- Data block:
▽

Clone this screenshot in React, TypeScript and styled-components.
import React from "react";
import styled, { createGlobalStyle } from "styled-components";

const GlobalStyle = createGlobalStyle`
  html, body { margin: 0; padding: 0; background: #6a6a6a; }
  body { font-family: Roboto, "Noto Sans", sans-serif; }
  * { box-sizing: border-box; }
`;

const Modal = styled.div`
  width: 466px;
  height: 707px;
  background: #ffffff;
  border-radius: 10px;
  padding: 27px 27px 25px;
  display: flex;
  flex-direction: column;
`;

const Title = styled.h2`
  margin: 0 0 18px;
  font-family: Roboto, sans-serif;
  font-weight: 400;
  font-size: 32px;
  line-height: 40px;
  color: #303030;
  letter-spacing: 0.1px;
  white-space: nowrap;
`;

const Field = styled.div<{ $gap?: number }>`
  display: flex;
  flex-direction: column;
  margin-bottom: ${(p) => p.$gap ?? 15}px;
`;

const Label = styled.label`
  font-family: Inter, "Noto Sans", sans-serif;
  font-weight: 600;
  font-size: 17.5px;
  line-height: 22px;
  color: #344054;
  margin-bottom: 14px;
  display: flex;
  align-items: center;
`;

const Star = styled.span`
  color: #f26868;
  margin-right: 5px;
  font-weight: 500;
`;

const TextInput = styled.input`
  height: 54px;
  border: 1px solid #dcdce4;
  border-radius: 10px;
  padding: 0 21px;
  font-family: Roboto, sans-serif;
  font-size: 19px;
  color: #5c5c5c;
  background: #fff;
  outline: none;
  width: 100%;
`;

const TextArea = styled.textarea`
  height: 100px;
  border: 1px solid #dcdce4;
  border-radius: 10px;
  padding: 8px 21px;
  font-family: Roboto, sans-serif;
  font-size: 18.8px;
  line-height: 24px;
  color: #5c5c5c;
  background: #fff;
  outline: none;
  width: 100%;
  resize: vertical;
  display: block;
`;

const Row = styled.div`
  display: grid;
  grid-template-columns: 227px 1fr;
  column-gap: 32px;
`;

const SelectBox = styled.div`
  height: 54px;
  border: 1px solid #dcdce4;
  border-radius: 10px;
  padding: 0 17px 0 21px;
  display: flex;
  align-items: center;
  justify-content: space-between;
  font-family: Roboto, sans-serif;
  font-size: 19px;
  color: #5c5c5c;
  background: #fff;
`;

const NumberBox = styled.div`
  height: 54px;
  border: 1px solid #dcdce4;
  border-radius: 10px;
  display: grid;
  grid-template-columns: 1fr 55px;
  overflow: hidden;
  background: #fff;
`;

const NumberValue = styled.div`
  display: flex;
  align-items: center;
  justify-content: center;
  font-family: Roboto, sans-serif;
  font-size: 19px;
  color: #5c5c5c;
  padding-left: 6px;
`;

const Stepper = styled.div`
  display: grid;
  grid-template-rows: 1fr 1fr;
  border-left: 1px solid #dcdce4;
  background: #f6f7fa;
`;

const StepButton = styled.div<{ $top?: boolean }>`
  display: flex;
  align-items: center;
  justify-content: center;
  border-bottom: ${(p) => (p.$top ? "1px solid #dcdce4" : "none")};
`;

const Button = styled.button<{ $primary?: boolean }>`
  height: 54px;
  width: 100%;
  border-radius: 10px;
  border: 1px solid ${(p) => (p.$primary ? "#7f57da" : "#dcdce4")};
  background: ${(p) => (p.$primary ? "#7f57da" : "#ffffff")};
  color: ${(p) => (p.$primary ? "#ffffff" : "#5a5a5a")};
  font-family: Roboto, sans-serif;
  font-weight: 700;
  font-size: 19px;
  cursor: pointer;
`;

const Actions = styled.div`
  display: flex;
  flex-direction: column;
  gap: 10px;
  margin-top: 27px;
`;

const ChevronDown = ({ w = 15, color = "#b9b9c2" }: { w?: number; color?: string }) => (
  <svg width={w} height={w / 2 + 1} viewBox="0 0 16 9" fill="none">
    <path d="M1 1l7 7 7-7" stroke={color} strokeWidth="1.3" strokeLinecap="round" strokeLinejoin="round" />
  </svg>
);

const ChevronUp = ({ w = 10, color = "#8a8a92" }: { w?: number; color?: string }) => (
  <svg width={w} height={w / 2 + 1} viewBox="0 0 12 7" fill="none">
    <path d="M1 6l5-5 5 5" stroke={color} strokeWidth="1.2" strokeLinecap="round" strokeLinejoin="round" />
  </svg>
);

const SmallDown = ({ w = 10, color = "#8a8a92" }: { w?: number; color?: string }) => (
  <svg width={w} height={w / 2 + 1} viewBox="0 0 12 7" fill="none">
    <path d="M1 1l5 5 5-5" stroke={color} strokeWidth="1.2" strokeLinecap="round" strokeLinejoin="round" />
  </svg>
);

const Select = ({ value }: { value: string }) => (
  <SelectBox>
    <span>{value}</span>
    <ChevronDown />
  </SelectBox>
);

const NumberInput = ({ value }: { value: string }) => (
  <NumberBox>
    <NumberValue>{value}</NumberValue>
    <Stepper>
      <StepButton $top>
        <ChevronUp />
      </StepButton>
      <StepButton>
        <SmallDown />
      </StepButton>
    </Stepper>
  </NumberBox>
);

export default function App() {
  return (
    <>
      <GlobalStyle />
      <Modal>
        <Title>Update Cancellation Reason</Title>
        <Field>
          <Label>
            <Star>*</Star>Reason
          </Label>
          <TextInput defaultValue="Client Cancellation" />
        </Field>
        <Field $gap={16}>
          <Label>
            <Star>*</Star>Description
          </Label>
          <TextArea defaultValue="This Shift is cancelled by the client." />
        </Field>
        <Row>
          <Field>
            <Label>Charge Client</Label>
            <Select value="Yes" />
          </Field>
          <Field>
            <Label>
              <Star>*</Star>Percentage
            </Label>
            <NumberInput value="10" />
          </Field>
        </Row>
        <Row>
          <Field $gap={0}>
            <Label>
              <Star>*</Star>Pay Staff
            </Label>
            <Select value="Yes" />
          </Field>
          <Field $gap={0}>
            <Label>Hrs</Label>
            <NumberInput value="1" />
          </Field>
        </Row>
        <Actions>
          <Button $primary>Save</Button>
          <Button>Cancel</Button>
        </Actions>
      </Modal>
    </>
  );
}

△

- Short exercise:
Nothing in the listing may be changed; retype it all exactly.

- Exercise solution:
Clone this screenshot in React, TypeScript and styled-components.
import React from "react";
import styled, { createGlobalStyle } from "styled-components";

const GlobalStyle = createGlobalStyle`
  html, body { margin: 0; padding: 0; background: #6a6a6a; }
  body { font-family: Roboto, "Noto Sans", sans-serif; }
  * { box-sizing: border-box; }
`;

const Modal = styled.div`
  width: 466px;
  height: 707px;
  background: #ffffff;
  border-radius: 10px;
  padding: 27px 27px 25px;
  display: flex;
  flex-direction: column;
`;

const Title = styled.h2`
  margin: 0 0 18px;
  font-family: Roboto, sans-serif;
  font-weight: 400;
  font-size: 32px;
  line-height: 40px;
  color: #303030;
  letter-spacing: 0.1px;
  white-space: nowrap;
`;

const Field = styled.div<{ $gap?: number }>`
  display: flex;
  flex-direction: column;
  margin-bottom: ${(p) => p.$gap ?? 15}px;
`;

const Label = styled.label`
  font-family: Inter, "Noto Sans", sans-serif;
  font-weight: 600;
  font-size: 17.5px;
  line-height: 22px;
  color: #344054;
  margin-bottom: 14px;
  display: flex;
  align-items: center;
`;

const Star = styled.span`
  color: #f26868;
  margin-right: 5px;
  font-weight: 500;
`;

const TextInput = styled.input`
  height: 54px;
  border: 1px solid #dcdce4;
  border-radius: 10px;
  padding: 0 21px;
  font-family: Roboto, sans-serif;
  font-size: 19px;
  color: #5c5c5c;
  background: #fff;
  outline: none;
  width: 100%;
`;

const TextArea = styled.textarea`
  height: 100px;
  border: 1px solid #dcdce4;
  border-radius: 10px;
  padding: 8px 21px;
  font-family: Roboto, sans-serif;
  font-size: 18.8px;
  line-height: 24px;
  color: #5c5c5c;
  background: #fff;
  outline: none;
  width: 100%;
  resize: vertical;
  display: block;
`;

const Row = styled.div`
  display: grid;
  grid-template-columns: 227px 1fr;
  column-gap: 32px;
`;

const SelectBox = styled.div`
  height: 54px;
  border: 1px solid #dcdce4;
  border-radius: 10px;
  padding: 0 17px 0 21px;
  display: flex;
  align-items: center;
  justify-content: space-between;
  font-family: Roboto, sans-serif;
  font-size: 19px;
  color: #5c5c5c;
  background: #fff;
`;

const NumberBox = styled.div`
  height: 54px;
  border: 1px solid #dcdce4;
  border-radius: 10px;
  display: grid;
  grid-template-columns: 1fr 55px;
  overflow: hidden;
  background: #fff;
`;

const NumberValue = styled.div`
  display: flex;
  align-items: center;
  justify-content: center;
  font-family: Roboto, sans-serif;
  font-size: 19px;
  color: #5c5c5c;
  padding-left: 6px;
`;

const Stepper = styled.div`
  display: grid;
  grid-template-rows: 1fr 1fr;
  border-left: 1px solid #dcdce4;
  background: #f6f7fa;
`;

const StepButton = styled.div<{ $top?: boolean }>`
  display: flex;
  align-items: center;
  justify-content: center;
  border-bottom: ${(p) => (p.$top ? "1px solid #dcdce4" : "none")};
`;

const Button = styled.button<{ $primary?: boolean }>`
  height: 54px;
  width: 100%;
  border-radius: 10px;
  border: 1px solid ${(p) => (p.$primary ? "#7f57da" : "#dcdce4")};
  background: ${(p) => (p.$primary ? "#7f57da" : "#ffffff")};
  color: ${(p) => (p.$primary ? "#ffffff" : "#5a5a5a")};
  font-family: Roboto, sans-serif;
  font-weight: 700;
  font-size: 19px;
  cursor: pointer;
`;

const Actions = styled.div`
  display: flex;
  flex-direction: column;
  gap: 10px;
  margin-top: 27px;
`;

const ChevronDown = ({ w = 15, color = "#b9b9c2" }: { w?: number; color?: string }) => (
  <svg width={w} height={w / 2 + 1} viewBox="0 0 16 9" fill="none">
    <path d="M1 1l7 7 7-7" stroke={color} strokeWidth="1.3" strokeLinecap="round" strokeLinejoin="round" />
  </svg>
);

const ChevronUp = ({ w = 10, color = "#8a8a92" }: { w?: number; color?: string }) => (
  <svg width={w} height={w / 2 + 1} viewBox="0 0 12 7" fill="none">
    <path d="M1 6l5-5 5 5" stroke={color} strokeWidth="1.2" strokeLinecap="round" strokeLinejoin="round" />
  </svg>
);

const SmallDown = ({ w = 10, color = "#8a8a92" }: { w?: number; color?: string }) => (
  <svg width={w} height={w / 2 + 1} viewBox="0 0 12 7" fill="none">
    <path d="M1 1l5 5 5-5" stroke={color} strokeWidth="1.2" strokeLinecap="round" strokeLinejoin="round" />
  </svg>
);

const Select = ({ value }: { value: string }) => (
  <SelectBox>
    <span>{value}</span>
    <ChevronDown />
  </SelectBox>
);

const NumberInput = ({ value }: { value: string }) => (
  <NumberBox>
    <NumberValue>{value}</NumberValue>
    <Stepper>
      <StepButton $top>
        <ChevronUp />
      </StepButton>
      <StepButton>
        <SmallDown />
      </StepButton>
    </Stepper>
  </NumberBox>
);

export default function App() {
  return (
    <>
      <GlobalStyle />
      <Modal>
        <Title>Update Cancellation Reason</Title>
        <Field>
          <Label>
            <Star>*</Star>Reason
          </Label>
          <TextInput defaultValue="Client Cancellation" />
        </Field>
        <Field $gap={16}>
          <Label>
            <Star>*</Star>Description
          </Label>
          <TextArea defaultValue="This Shift is cancelled by the client." />
        </Field>
        <Row>
          <Field>
            <Label>Charge Client</Label>
            <Select value="Yes" />
          </Field>
          <Field>
            <Label>
              <Star>*</Star>Percentage
            </Label>
            <NumberInput value="10" />
          </Field>
        </Row>
        <Row>
          <Field $gap={0}>
            <Label>
              <Star>*</Star>Pay Staff
            </Label>
            <Select value="Yes" />
          </Field>
          <Field $gap={0}>
            <Label>Hrs</Label>
            <NumberInput value="1" />
          </Field>
        </Row>
        <Actions>
          <Button $primary>Save</Button>
          <Button>Cancel</Button>
        </Actions>
      </Modal>
    </>
  );
}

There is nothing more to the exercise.